Para meus instrutores, meus erros eram prova da minha falta de compreensão ou inteligência, então fazíamos as mesmas lições infantis e entediantes ano após ano. Eu sonhava muito em conseguir mostrar a verdade para meus instrutores e minha família, mas não havia uma forma para eu expressar minhas ideias. Tudo o que me deram foi a capacidade de solicitar comida e necessidades básicas.
Isto é o que eu teria dito a eles, quando pequeno: meu corpo não está completamente sob o controle da minha mente. Eu sei a resposta certa para esses emocionantes cartões de gravuras, mas infelizmente minha mão também não está totalmente sob meu controle. Meu corpo ignora meus pensamentos com frequência. Eu olho para os cartões. Você me pede para mostrar a “árvore”, por exemplo, mas embora eu consiga diferenciar claramente entre árvore, casa, menino ou qualquer outro cartão que você me mostre, minha mão nem sempre me obedece. Minha mente está gritando, “Não aponte para a casa!”. Minha mão vai para a casa. Suas anotações dizem, “Ido estava nervoso na sessão de hoje”. Claro, frustração normalmente ocorre quando você não pode mostrar sua inteligência e forças neurológicas impedem a comunicação entre a mente e o corpo, mas os especialistas então concluem que não estamos processando a fala humana de forma cognitiva.

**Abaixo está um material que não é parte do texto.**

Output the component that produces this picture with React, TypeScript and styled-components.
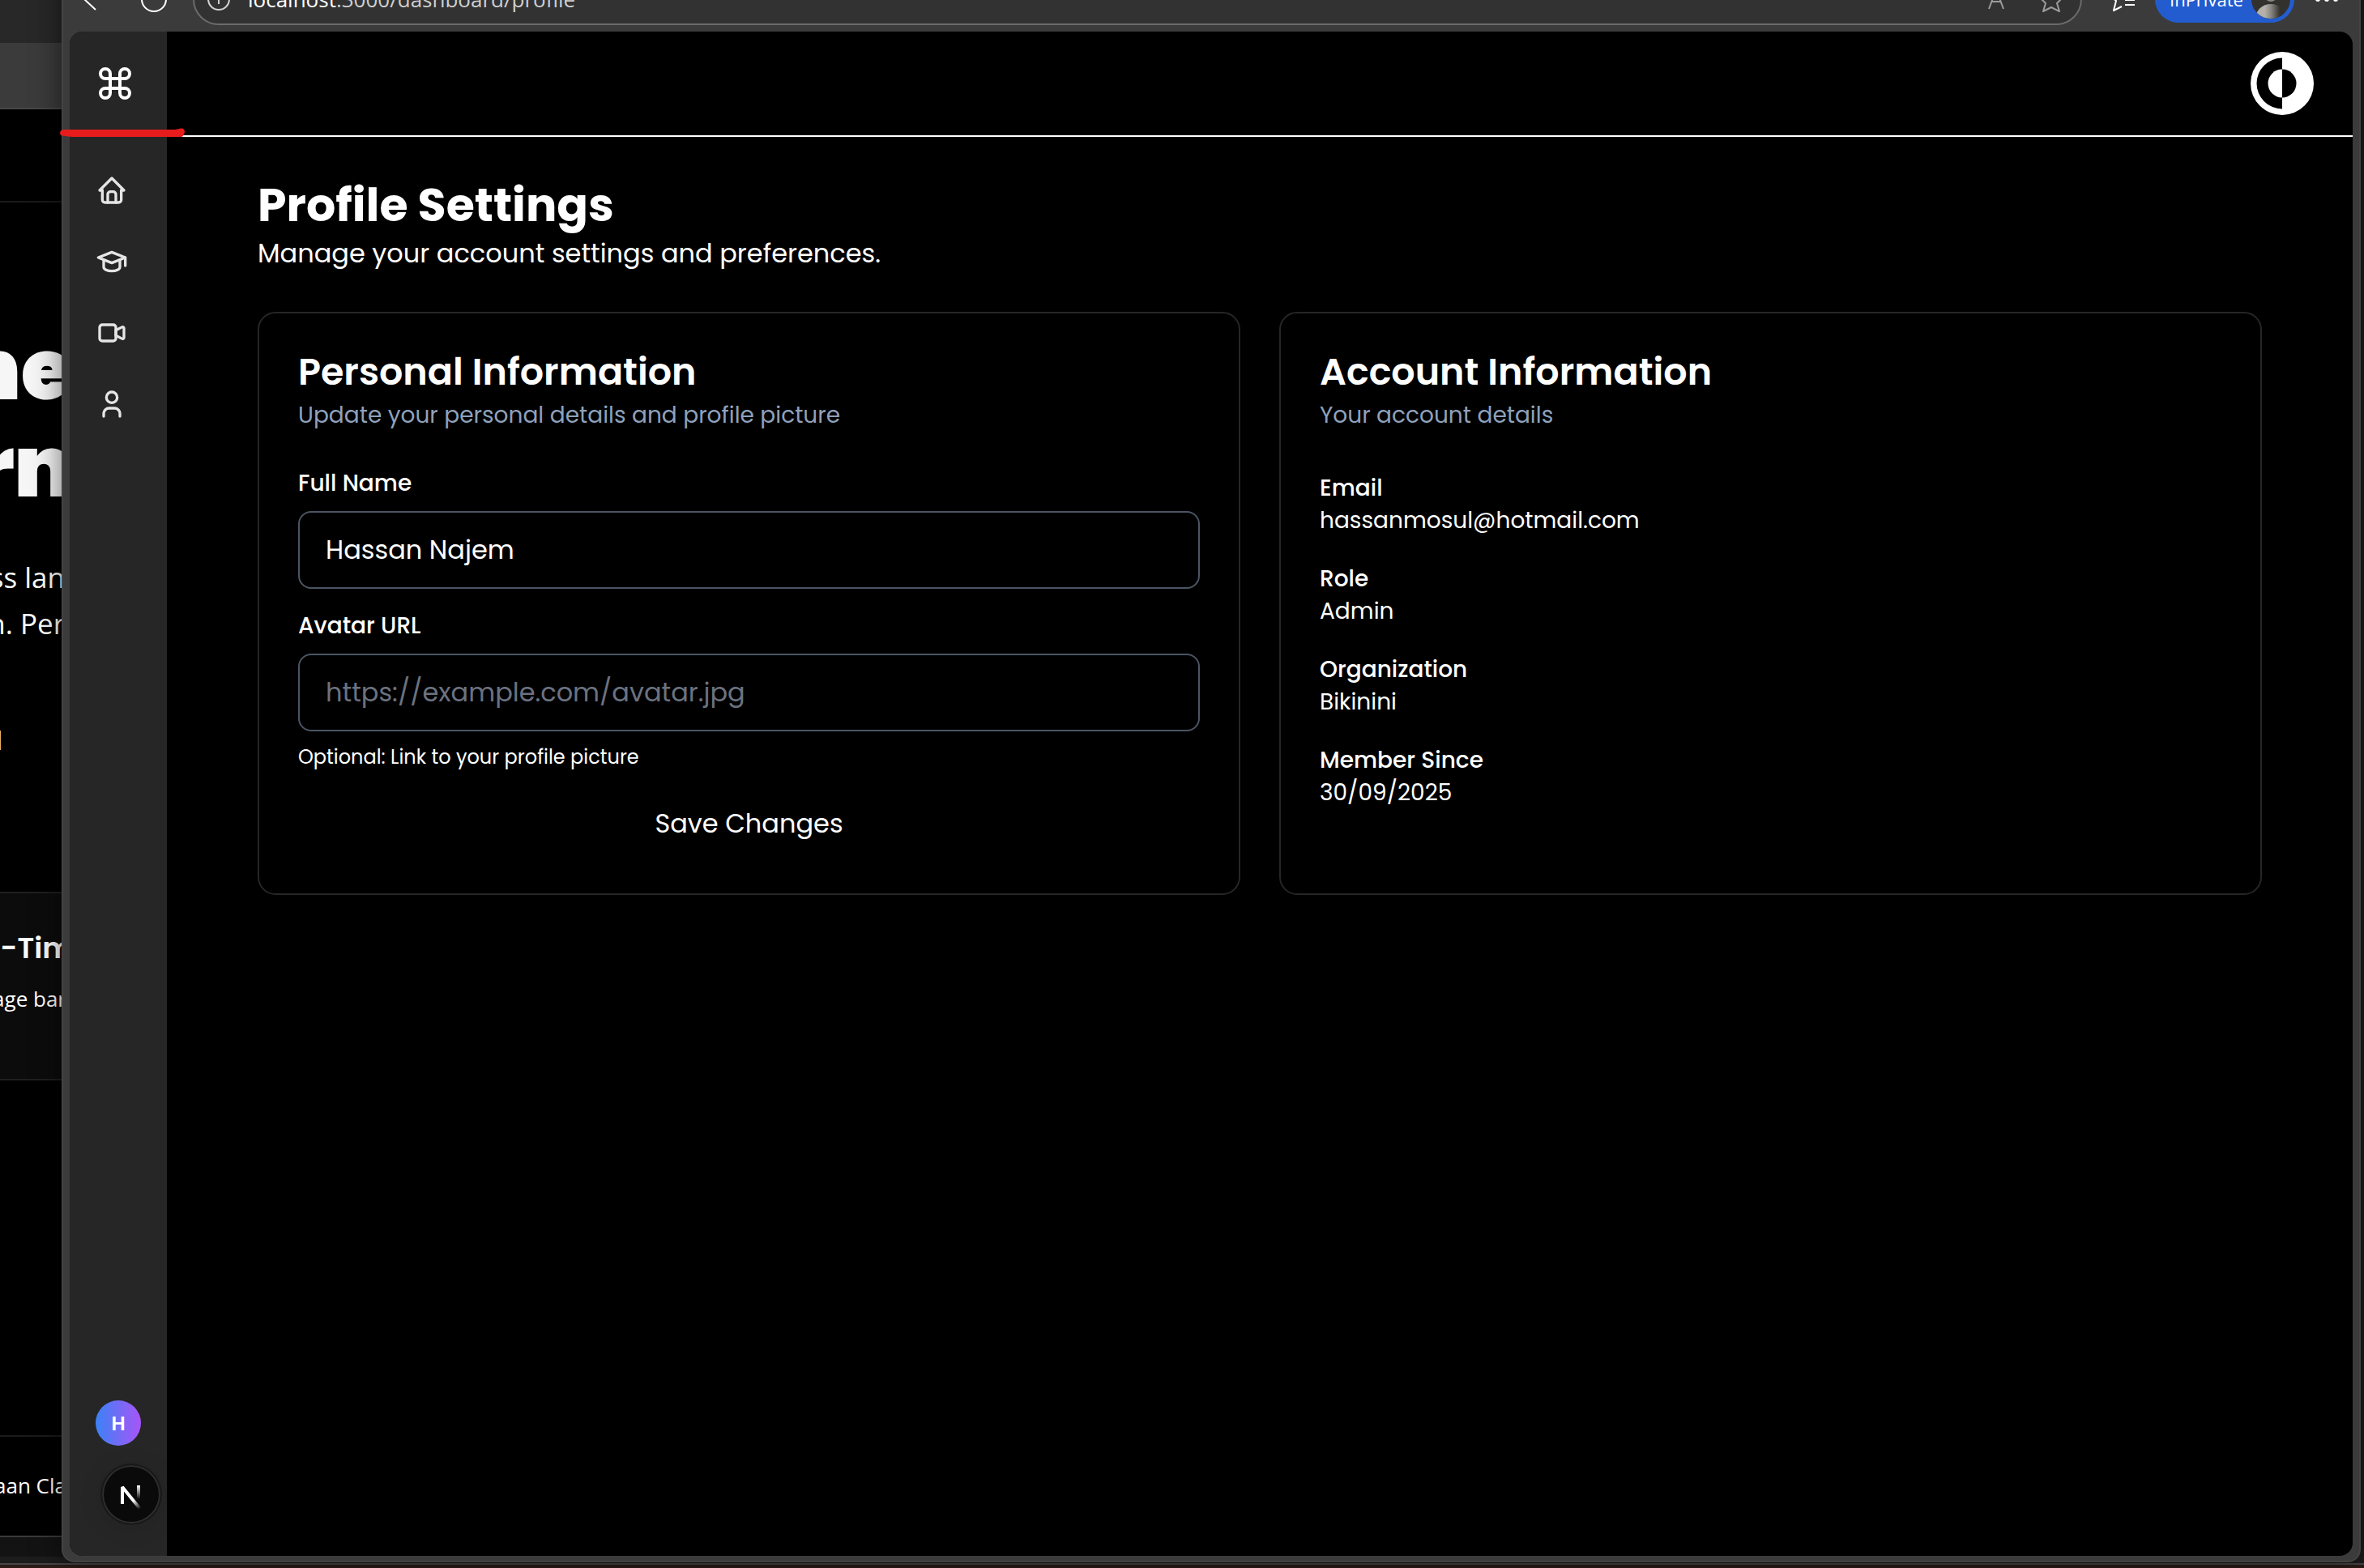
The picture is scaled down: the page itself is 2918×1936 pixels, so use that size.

Em minha infância eu temia ficar preso para sempre nessa armadilha horrível, mas eu tive muita sorte de ter sido libertado quando eu tinha sete anos e minha mãe percebeu que minha mente estava intacta. Meus pais procuraram por uma forma de me ajudar a comunicar sem estímulo tátil.
Milhares de pessoas autistas como eu vivem em isolamento e solidão, sendo negadas uma educação, condenadas a serem tratados como bebês e a nunca serem capazes de expressar um pensamento. O preço de presumir-se que pessoas com autismo não verbal apresentam comprometimentos cognitivos é alto para os familiares e para as pessoas que vivem em confinamento em seus próprios corpos. Passou da hora de os profissionais repensarem suas teorias.